Provided material
================

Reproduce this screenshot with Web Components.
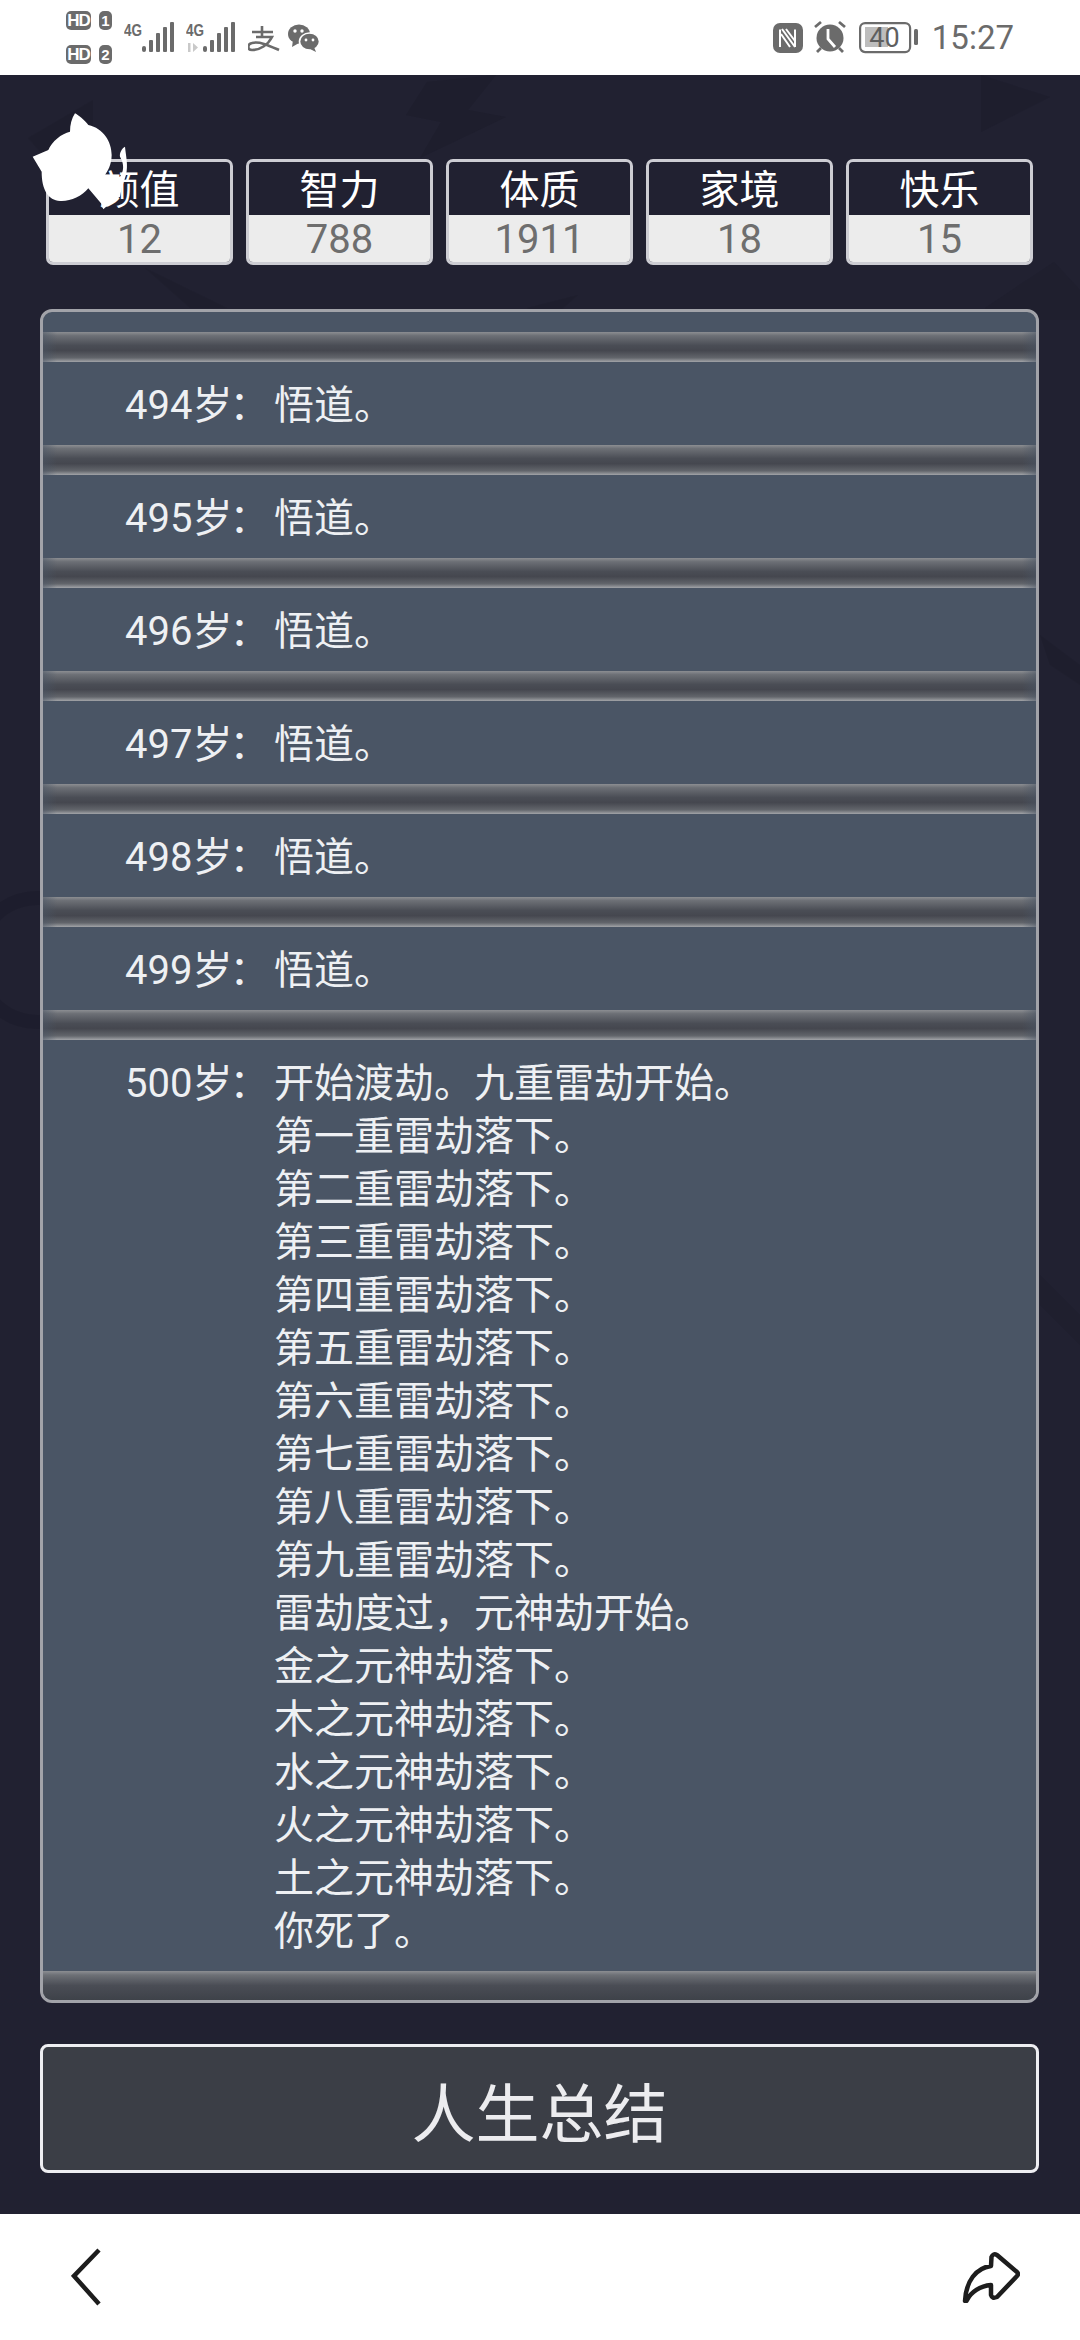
<!DOCTYPE html>
<html lang="zh">
<head>
<meta charset="utf-8">
<title>人生重开</title>
<style>
  html, body { margin: 0; padding: 0; background: #fff; }
  body { width: 1080px; height: 2340px; overflow: hidden; font-family: Roboto, "Noto Sans CJK SC", sans-serif; }
</style>
</head>
<body>
<phone-screen>
  <status-bar slot="top"></status-bar>
  <game-view>
    <cat-badge slot="badge"></cat-badge>
    <stat-card slot="stats" label="颜值" value="12"></stat-card>
    <stat-card slot="stats" label="智力" value="788"></stat-card>
    <stat-card slot="stats" label="体质" value="1911"></stat-card>
    <stat-card slot="stats" label="家境" value="18"></stat-card>
    <stat-card slot="stats" label="快乐" value="15"></stat-card>
    <life-log slot="log">
      <log-row age="494岁">悟道。</log-row>
      <log-row age="495岁">悟道。</log-row>
      <log-row age="496岁">悟道。</log-row>
      <log-row age="497岁">悟道。</log-row>
      <log-row age="498岁">悟道。</log-row>
      <log-row age="499岁">悟道。</log-row>
      <log-row age="500岁">开始渡劫。九重雷劫开始。<br>第一重雷劫落下。<br>第二重雷劫落下。<br>第三重雷劫落下。<br>第四重雷劫落下。<br>第五重雷劫落下。<br>第六重雷劫落下。<br>第七重雷劫落下。<br>第八重雷劫落下。<br>第九重雷劫落下。<br>雷劫度过&#xFF0C;元神劫开始。<br>金之元神劫落下。<br>木之元神劫落下。<br>水之元神劫落下。<br>火之元神劫落下。<br>土之元神劫落下。<br>你死了。</log-row>
    </life-log>
    <summary-button slot="action">人生总结</summary-button>
  </game-view>
  <bottom-nav slot="bottom"></bottom-nav>
</phone-screen>

<script>
class PhoneScreen extends HTMLElement {
  constructor() {
    super();
    this.attachShadow({ mode: 'open' }).innerHTML = `
      <style>
        :host { display: flex; flex-direction: column; width: 1080px; height: 2340px; }
        ::slotted(game-view) { flex: 1; min-height: 0; }
      </style>
      <slot name="top"></slot>
      <slot></slot>
      <slot name="bottom"></slot>
    `;
  }
}

// icons are drawn 75px tall so their y values are the bar's own y values
const signal = (x) => `
  <rect x="${x}" y="46" width="4" height="6" rx="2"/>
  <rect x="${x + 7}" y="40" width="4" height="12" rx="1"/>
  <rect x="${x + 14}" y="33" width="4" height="19" rx="1"/>
  <rect x="${x + 21}" y="27" width="4" height="25" rx="1"/>
  <rect x="${x + 28}" y="22" width="4" height="30" rx="1"/>`;

class StatusBar extends HTMLElement {
  constructor() {
    super();
    this.attachShadow({ mode: 'open' }).innerHTML = `
      <style>
        :host { display: flex; align-items: center; justify-content: space-between; height: 75px; background: #fff; padding: 0 66px; box-sizing: border-box; color: #6b6b6b; flex: none; }
        .group { display: flex; align-items: center; height: 75px; }
        .sims { display: flex; flex-direction: column; gap: 15px; margin-right: 12px; }
        .sim { display: flex; gap: 8px; }
        .tag { background: #6b6b6b; color: #fff; border-radius: 5px; height: 19px; font: 700 17px/19px "Liberation Sans", sans-serif; text-align: center; }
        .hd { width: 25px; letter-spacing: -1px; }
        .n { width: 13px; font-size: 15px; }
        svg { display: block; flex: none; }
        svg text { font: 700 16px "Liberation Sans", sans-serif; fill: #6b6b6b; }
        .time { font: 400 33px/40px Roboto, sans-serif; margin-left: 14px; }
      </style>
      <div class="group">
        <div class="sims">
          <div class="sim"><span class="tag hd">HD</span><span class="tag n">1</span></div>
          <div class="sim"><span class="tag hd">HD</span><span class="tag n">2</span></div>
        </div>
        <svg width="50" height="75" viewBox="0 0 50 75" fill="#6b6b6b" style="margin-right:12px"><text x="0" y="36" textLength="18" lengthAdjust="spacingAndGlyphs">4G</text>${signal(18)}</svg>
        <svg width="50" height="75" viewBox="0 0 50 75" fill="#6b6b6b" style="margin-right:12px"><text x="0" y="36" textLength="18" lengthAdjust="spacingAndGlyphs">4G</text><path d="M2 52V43H4.500V52ZM7 52V43L12 47.500 7 52Z" fill="#c9c9c9"/>${signal(17)}</svg>
        <svg width="32" height="75" viewBox="248 0 32 75" fill="none" stroke="#6b6b6b" stroke-width="2.600" style="margin-right:8px"><path d="M252 32H273M262 26V38M256 37H272C268 45 260 50 252 50 C247 50 247 44 252 43 C260 41 270 46 279 50"/></svg>
        <svg width="32" height="75" viewBox="288 0 32 75" fill="#6b6b6b"><ellipse cx="299" cy="34" rx="11" ry="9.500"/><path d="M293 40 292 47 299 43Z"/><ellipse cx="309.500" cy="41.500" rx="10" ry="8.500" stroke="#fff" stroke-width="1.600"/><path d="M314 47 316 52 310 49Z"/><circle cx="295" cy="31" r="1.700" fill="#fff"/><circle cx="302" cy="31" r="1.700" fill="#fff"/><circle cx="306" cy="40" r="1.400" fill="#fff"/><circle cx="313" cy="40" r="1.400" fill="#fff"/></svg>
      </div>
      <div class="group">
        <svg width="30" height="75" viewBox="0 0 30 75"><rect x="0" y="23" width="30" height="30" rx="7" fill="#6b6b6b"/><path d="M7 47V29.500M9 29 22 47M13 29 22 41M22 47V29.500M8 34 17 47" fill="none" stroke="#fff" stroke-width="2"/></svg>
        <svg style="margin-left:10px" width="34" height="75" viewBox="0 0 34 75" fill="#6b6b6b"><circle cx="17" cy="38" r="13.500"/><path d="M15 29V39L22 47" fill="none" stroke="#fff" stroke-width="2.800"/><path d="M2 27 8 22M32 27 26 22M8 48 4 52M26 48 30 52" stroke="#6b6b6b" stroke-width="2.800" fill="none"/></svg>
        <svg style="margin-left:12px" width="59" height="75" viewBox="0 0 59 75"><rect x="6" y="27" width="23" height="20" fill="#bdbdbd"/><rect x="1.100" y="23.100" width="50" height="29" rx="5" fill="none" stroke="#6b6b6b" stroke-width="2.200"/><rect x="55" y="29" width="4" height="16" rx="1.500" fill="#6b6b6b"/><text x="25.500" y="47" text-anchor="middle" style="font:400 27px Roboto,sans-serif;fill:#5f5f5f">40</text></svg>
        <span class="time">15:27</span>
      </div>
    `;
  }
}

class GameView extends HTMLElement {
  constructor() {
    super();
    this.attachShadow({ mode: 'open' }).innerHTML = `
      <style>
        :host { display: block; position: relative; overflow: hidden; background: #212131; color: #fff; }
        .ink { position: absolute; inset: 0; width: 100%; height: 100%; opacity: .55; }
        .content { position: relative; display: flex; flex-direction: column; padding: 84px 41px 0 40px; }
        .stats { display: grid; grid-template-columns: repeat(5, 187px); justify-content: space-between; padding: 0 6px; }
        .log { display: block; margin-top: 44px; }
        .action { display: block; margin-top: 41px; }
      </style>
      <svg class="ink" viewBox="0 0 1080 2139" fill="#1c1c2a" aria-hidden="true">
        <path d="M427 7 496 0 468 35 506 42 420 83 441 47 406 40Z"/>
        <path d="M93 25 28 63 60 100 93 60Z" opacity=".7"/>
        <path d="M981 0 1050 22 981 57Z" opacity=".8"/>
        <path d="M145 193 227 233H190Z" opacity=".7"/>
        <path d="M527 233 578 220 550 245Z" opacity=".7"/>
        <path d="M985 233 1054 187 1080 215V245H985Z" opacity=".5"/>
        <circle cx="38" cy="885" r="62" fill="none" stroke="#1b1b2a" stroke-width="14"/>
        <path d="M1040 560 1080 590V610L1050 590Z" opacity=".7"/>
        <path d="M1040 1200 1080 1240V1270L1040 1230Z" opacity=".5"/>
      </svg>
      <div class="content">
        <div class="stats"><slot name="stats"></slot></div>
        <div class="log"><slot name="log"></slot></div>
        <div class="action"><slot name="action"></slot></div>
      </div>
      <slot name="badge"></slot>
    `;
  }
}

class CatBadge extends HTMLElement {
  constructor() {
    super();
    this.attachShadow({ mode: 'open' }).innerHTML = `
      <style>
        :host { position: absolute; left: 20px; top: 25px; width: 130px; height: 120px; z-index: 2; }
        svg { display: block; }
      </style>
      <svg width="130" height="120" viewBox="0 0 390 360" fill="#fff">
        <path d="M165 40C175 45 195 62 205 75 250 85 275 125 275 165 275 195 262 215 255 225L300 230C310 215 315 195 300 170 298 160 305 145 315 140 318 170 325 195 318 225L305 265 300 290 268 312 250 328 243 310 205 265C185 290 150 305 120 303 85 300 65 270 65 215L38 170 85 150C95 125 125 100 150 95 150 75 155 55 165 40Z"/>
      </svg>
    `;
  }
}

class StatCard extends HTMLElement {
  constructor() {
    super();
    this.attachShadow({ mode: 'open' }).innerHTML = `
      <style>
        :host { display: block; }
        .card { box-sizing: border-box; height: 106px; border: 3px solid #cdcdd3; border-radius: 7px; overflow: hidden; display: flex; flex-direction: column; text-align: center; }
        .label { height: 53px; font: 400 40px/58px Roboto, "Noto Sans CJK SC", sans-serif; color: #fff; }
        .value { flex: 1; background: #ececec; color: #6e6e6e; font: 400 40px/49px Roboto, "Noto Sans CJK SC", sans-serif; }
      </style>
      <div class="card">
        <div class="label">${this.getAttribute('label')}</div>
        <div class="value">${this.getAttribute('value')}</div>
      </div>
    `;
  }
}

class LifeLog extends HTMLElement {
  constructor() {
    super();
    this.attachShadow({ mode: 'open' }).innerHTML = `
      <style>
        :host { display: block; box-sizing: border-box; border: 3px solid #a2a3a9; border-radius: 12px; background: #4a5565; overflow: hidden; padding-top: 20px; }
        .end { height: 29px; background: linear-gradient(#8c8e92 0, #6d7076 14%, #4a4d55 50%, #3e4249 100%); }
      </style>
      <slot></slot>
      <div class="end"></div>
    `;
  }
}

class LogRow extends HTMLElement {
  constructor() {
    super();
    this.attachShadow({ mode: 'open' }).innerHTML = `
      <style>
        :host { display: block; }
        .bar { height: 30px; background:
          linear-gradient(to right, rgba(74,85,101,.55), transparent 14px, transparent calc(100% - 14px), rgba(74,85,101,.55)),
          linear-gradient(#8c8e92 0, #6d7076 12%, #4a4d55 45%, #45474f 62%, #62656b 86%, #a2a4a8 100%); }
        .row { display: grid; grid-template-columns: 149px 1fr; padding: 17px 0 13px 82px; font: 400 40px/53px Roboto, "Noto Sans CJK SC", sans-serif; color: #eef0f3; }
        .age { white-space: nowrap; }
        .colon { margin-left: -3px; }
      </style>
      <div class="bar"></div>
      <div class="row">
        <div class="age">${this.getAttribute('age')}<span class="colon">&#xFF1A;</span></div>
        <div><slot></slot></div>
      </div>
    `;
  }
}

class SummaryButton extends HTMLElement {
  constructor() {
    super();
    this.attachShadow({ mode: 'open' }).innerHTML = `
      <style>
        :host { display: flex; align-items: center; justify-content: center; box-sizing: border-box; height: 129px; border: 3px solid #eeeef2; border-radius: 8px; background: #3b3e46; color: #ececef; font: 400 64px/1 "Noto Sans CJK SC", sans-serif; }
      </style>
      <slot></slot>
    `;
  }
}

class BottomNav extends HTMLElement {
  constructor() {
    super();
    this.attachShadow({ mode: 'open' }).innerHTML = `
      <style>
        :host { display: flex; align-items: center; justify-content: space-between; height: 126px; flex: none; background: #fff; padding: 0 60px 0 71px; box-sizing: border-box; }
        svg { display: block; }
      </style>
      <svg width="30" height="58" viewBox="0 0 30 58"><path d="M28 2 3 28 28 56" fill="none" stroke="#1d1d1d" stroke-width="4.500"/></svg>
      <svg width="58" height="52" viewBox="0 0 58 52"><path d="M3 50C4 30 14 17 29 15L29.500 6Q31 2 35 4L55 21Q57 23 55 25L35 46Q30 48 29 44L29 34C18 35 9 41 5 49Q4 51 3 50Z" fill="none" stroke="#1d1d1d" stroke-width="4.500" stroke-linejoin="round"/></svg>
    `;
  }
}

customElements.define('phone-screen', PhoneScreen);
customElements.define('status-bar', StatusBar);
customElements.define('game-view', GameView);
customElements.define('cat-badge', CatBadge);
customElements.define('stat-card', StatCard);
customElements.define('life-log', LifeLog);
customElements.define('log-row', LogRow);
customElements.define('summary-button', SummaryButton);
customElements.define('bottom-nav', BottomNav);
</script>
</body>
</html>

================

Make an exact copy of the lines from the top of the material through the line with "</phone-screen>", pictures excluded.

The answer
Reproduce this screenshot with Web Components.
<!DOCTYPE html>
<html lang="zh">
<head>
<meta charset="utf-8">
<title>人生重开</title>
<style>
  html, body { margin: 0; padding: 0; background: #fff; }
  body { width: 1080px; height: 2340px; overflow: hidden; font-family: Roboto, "Noto Sans CJK SC", sans-serif; }
</style>
</head>
<body>
<phone-screen>
  <status-bar slot="top"></status-bar>
  <game-view>
    <cat-badge slot="badge"></cat-badge>
    <stat-card slot="stats" label="颜值" value="12"></stat-card>
    <stat-card slot="stats" label="智力" value="788"></stat-card>
    <stat-card slot="stats" label="体质" value="1911"></stat-card>
    <stat-card slot="stats" label="家境" value="18"></stat-card>
    <stat-card slot="stats" label="快乐" value="15"></stat-card>
    <life-log slot="log">
      <log-row age="494岁">悟道。</log-row>
      <log-row age="495岁">悟道。</log-row>
      <log-row age="496岁">悟道。</log-row>
      <log-row age="497岁">悟道。</log-row>
      <log-row age="498岁">悟道。</log-row>
      <log-row age="499岁">悟道。</log-row>
      <log-row age="500岁">开始渡劫。九重雷劫开始。<br>第一重雷劫落下。<br>第二重雷劫落下。<br>第三重雷劫落下。<br>第四重雷劫落下。<br>第五重雷劫落下。<br>第六重雷劫落下。<br>第七重雷劫落下。<br>第八重雷劫落下。<br>第九重雷劫落下。<br>雷劫度过&#xFF0C;元神劫开始。<br>金之元神劫落下。<br>木之元神劫落下。<br>水之元神劫落下。<br>火之元神劫落下。<br>土之元神劫落下。<br>你死了。</log-row>
    </life-log>
    <summary-button slot="action">人生总结</summary-button>
  </game-view>
  <bottom-nav slot="bottom"></bottom-nav>
</phone-screen>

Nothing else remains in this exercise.